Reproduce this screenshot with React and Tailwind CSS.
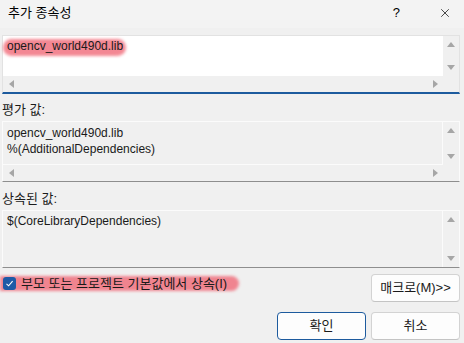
import { X } from "lucide-react";

const font = { fontFamily: '"Liberation Sans", "Noto Sans CJK KR", sans-serif' };

function Arrow({ dir }) {
  const paths = {
    up: "M0 5 L4 0 L8 5 Z",
    down: "M0 0 L8 0 L4 5 Z",
    left: "M5 0 L5 8 L0 4 Z",
    right: "M0 0 L5 4 L0 8 Z",
  };
  const horiz = dir === "left" || dir === "right";
  return (
    <svg width={horiz ? 5 : 8} height={horiz ? 8 : 5} viewBox={horiz ? "0 0 5 8" : "0 0 8 5"}>
      <path d={paths[dir]} fill="#a6a6a6" />
    </svg>
  );
}

function Highlight({ children, className }) {
  return (
    <span className="relative inline-block">
      <span className={`absolute rounded-full bg-[#f0606f] opacity-75 blur-[1.5px] ${className}`} />
      <span className="relative">{children}</span>
    </span>
  );
}

function ScrollBox({ children, hscroll, active, height, padTop = "pt-[3px]" }) {
  return (
    <div
      className={`flex flex-col ${height} ${
        active
          ? "border border-[#e2e2e2] border-b-2 border-b-[#1d5b9e] bg-[#f0f0f0]"
          : "border border-[#fbfbfb] border-b-[#8e8e8e] bg-[#f0f0f0]"
      }`}
    >
      <div className="flex flex-1 min-h-0">
        <div
          className={`flex-1 pl-[4px] ${padTop} text-[12px] leading-[16px] text-[#1a1a1a] ${
            active ? "bg-white" : "border-r border-[#fbfbfb] " + (hscroll ? "border-b" : "")
          }`}
        >
          {children}
        </div>
        <div className="w-[16px] flex flex-col items-center justify-between py-[6px]">
          <Arrow dir="up" />
          <Arrow dir="down" />
        </div>
      </div>
      {hscroll && (
        <div className="h-[16px] flex items-center justify-between pl-[6px] pr-[21px]">
          <Arrow dir="left" />
          <Arrow dir="right" />
        </div>
      )}
    </div>
  );
}

function Btn({ children, primary, className }) {
  return (
    <button
      className={`h-[28px] rounded-[4px] text-[13px] text-[#1a1a1a] bg-[#fdfdfd] ${
        primary ? "border border-[#1d5b9e]" : "border border-[#d3d3d3] border-b-[#c4c4c4]"
      } ${className}`}
    >
      {children}
    </button>
  );
}

export default function App() {
  return (
    <div className="w-[464px] h-[343px] bg-[#f0f0f0] flex flex-col overflow-hidden" style={font}>
      {/* title bar */}
      <div className="h-[28px] bg-[#f3f3f3] flex items-center pl-[8px] pr-[12px] text-[13px] text-black">
        <span className="pb-[3px]">추가 종속성</span>
        <span className="ml-auto mr-[38px] pb-[3px] text-[13px]">?</span>
        <X size={14} strokeWidth={1.2} className="mb-[3px]" />
      </div>

      <div className="flex flex-col pl-[2px] pr-[4px] pt-[7px] text-[12px] text-[#1a1a1a]">
        <ScrollBox active hscroll height="h-[59px]" padTop="pt-[2px]">
          <Highlight className="-left-[4px] -right-[3px] top-[1px] bottom-[-2px]">opencv_world490d.lib</Highlight>
        </ScrollBox>

        <div className="h-[27px] pt-[8px] leading-[15px] text-[13px]">평가 값:</div>
        <ScrollBox hscroll height="h-[61px]">
          <div>opencv_world490d.lib</div>
          <div>%(AdditionalDependencies)</div>
        </ScrollBox>

        <div className="h-[28px] pt-[9px] leading-[15px] text-[13px]">상속된 값:</div>
        <ScrollBox height="h-[58px]" padTop="pt-[2px]">
          <div>$(CoreLibraryDependencies)</div>
        </ScrollBox>

        <div className="mt-[6px] flex items-start">
          <div className="relative mt-[2px] -ml-[2px] flex items-center h-[15px] pl-[3px] pr-[12px]">
            <span className="absolute inset-0 rounded-r-full bg-[#f0606f] opacity-75 blur-[1.5px]" />
            <span className="relative w-[13px] h-[13px] rounded-[3px] bg-[#1d5aa6] flex items-center justify-center">
              <svg width="9" height="9" viewBox="0 0 9 9">
                <path d="M1.5 4.8 L3.6 6.8 L7.6 2.2" stroke="white" strokeWidth="1.1" fill="none" />
              </svg>
            </span>
            <span className="relative ml-[5px] leading-[15px] text-[13px]">부모 또는 프로젝트 기본값에서 상속(I)</span>
          </div>
          <Btn className="ml-auto w-[89px]">매크로(M)&gt;&gt;</Btn>
        </div>

        <div className="mt-[10px] flex justify-end gap-[5px]">
          <Btn primary className="w-[89px]">확인</Btn>
          <Btn className="w-[89px]">취소</Btn>
        </div>
      </div>
    </div>
  );
}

= = = =

**Stated exercise:** Leaving the pictures aside, transcribe the entire listing exactly.

**Response to this task:**
Reproduce this screenshot with React and Tailwind CSS.
import { X } from "lucide-react";

const font = { fontFamily: '"Liberation Sans", "Noto Sans CJK KR", sans-serif' };

function Arrow({ dir }) {
  const paths = {
    up: "M0 5 L4 0 L8 5 Z",
    down: "M0 0 L8 0 L4 5 Z",
    left: "M5 0 L5 8 L0 4 Z",
    right: "M0 0 L5 4 L0 8 Z",
  };
  const horiz = dir === "left" || dir === "right";
  return (
    <svg width={horiz ? 5 : 8} height={horiz ? 8 : 5} viewBox={horiz ? "0 0 5 8" : "0 0 8 5"}>
      <path d={paths[dir]} fill="#a6a6a6" />
    </svg>
  );
}

function Highlight({ children, className }) {
  return (
    <span className="relative inline-block">
      <span className={`absolute rounded-full bg-[#f0606f] opacity-75 blur-[1.5px] ${className}`} />
      <span className="relative">{children}</span>
    </span>
  );
}

function ScrollBox({ children, hscroll, active, height, padTop = "pt-[3px]" }) {
  return (
    <div
      className={`flex flex-col ${height} ${
        active
          ? "border border-[#e2e2e2] border-b-2 border-b-[#1d5b9e] bg-[#f0f0f0]"
          : "border border-[#fbfbfb] border-b-[#8e8e8e] bg-[#f0f0f0]"
      }`}
    >
      <div className="flex flex-1 min-h-0">
        <div
          className={`flex-1 pl-[4px] ${padTop} text-[12px] leading-[16px] text-[#1a1a1a] ${
            active ? "bg-white" : "border-r border-[#fbfbfb] " + (hscroll ? "border-b" : "")
          }`}
        >
          {children}
        </div>
        <div className="w-[16px] flex flex-col items-center justify-between py-[6px]">
          <Arrow dir="up" />
          <Arrow dir="down" />
        </div>
      </div>
      {hscroll && (
        <div className="h-[16px] flex items-center justify-between pl-[6px] pr-[21px]">
          <Arrow dir="left" />
          <Arrow dir="right" />
        </div>
      )}
    </div>
  );
}

function Btn({ children, primary, className }) {
  return (
    <button
      className={`h-[28px] rounded-[4px] text-[13px] text-[#1a1a1a] bg-[#fdfdfd] ${
        primary ? "border border-[#1d5b9e]" : "border border-[#d3d3d3] border-b-[#c4c4c4]"
      } ${className}`}
    >
      {children}
    </button>
  );
}

export default function App() {
  return (
    <div className="w-[464px] h-[343px] bg-[#f0f0f0] flex flex-col overflow-hidden" style={font}>
      {/* title bar */}
      <div className="h-[28px] bg-[#f3f3f3] flex items-center pl-[8px] pr-[12px] text-[13px] text-black">
        <span className="pb-[3px]">추가 종속성</span>
        <span className="ml-auto mr-[38px] pb-[3px] text-[13px]">?</span>
        <X size={14} strokeWidth={1.2} className="mb-[3px]" />
      </div>

      <div className="flex flex-col pl-[2px] pr-[4px] pt-[7px] text-[12px] text-[#1a1a1a]">
        <ScrollBox active hscroll height="h-[59px]" padTop="pt-[2px]">
          <Highlight className="-left-[4px] -right-[3px] top-[1px] bottom-[-2px]">opencv_world490d.lib</Highlight>
        </ScrollBox>

        <div className="h-[27px] pt-[8px] leading-[15px] text-[13px]">평가 값:</div>
        <ScrollBox hscroll height="h-[61px]">
          <div>opencv_world490d.lib</div>
          <div>%(AdditionalDependencies)</div>
        </ScrollBox>

        <div className="h-[28px] pt-[9px] leading-[15px] text-[13px]">상속된 값:</div>
        <ScrollBox height="h-[58px]" padTop="pt-[2px]">
          <div>$(CoreLibraryDependencies)</div>
        </ScrollBox>

        <div className="mt-[6px] flex items-start">
          <div className="relative mt-[2px] -ml-[2px] flex items-center h-[15px] pl-[3px] pr-[12px]">
            <span className="absolute inset-0 rounded-r-full bg-[#f0606f] opacity-75 blur-[1.5px]" />
            <span className="relative w-[13px] h-[13px] rounded-[3px] bg-[#1d5aa6] flex items-center justify-center">
              <svg width="9" height="9" viewBox="0 0 9 9">
                <path d="M1.5 4.8 L3.6 6.8 L7.6 2.2" stroke="white" strokeWidth="1.1" fill="none" />
              </svg>
            </span>
            <span className="relative ml-[5px] leading-[15px] text-[13px]">부모 또는 프로젝트 기본값에서 상속(I)</span>
          </div>
          <Btn className="ml-auto w-[89px]">매크로(M)&gt;&gt;</Btn>
        </div>

        <div className="mt-[10px] flex justify-end gap-[5px]">
          <Btn primary className="w-[89px]">확인</Btn>
          <Btn className="w-[89px]">취소</Btn>
        </div>
      </div>
    </div>
  );
}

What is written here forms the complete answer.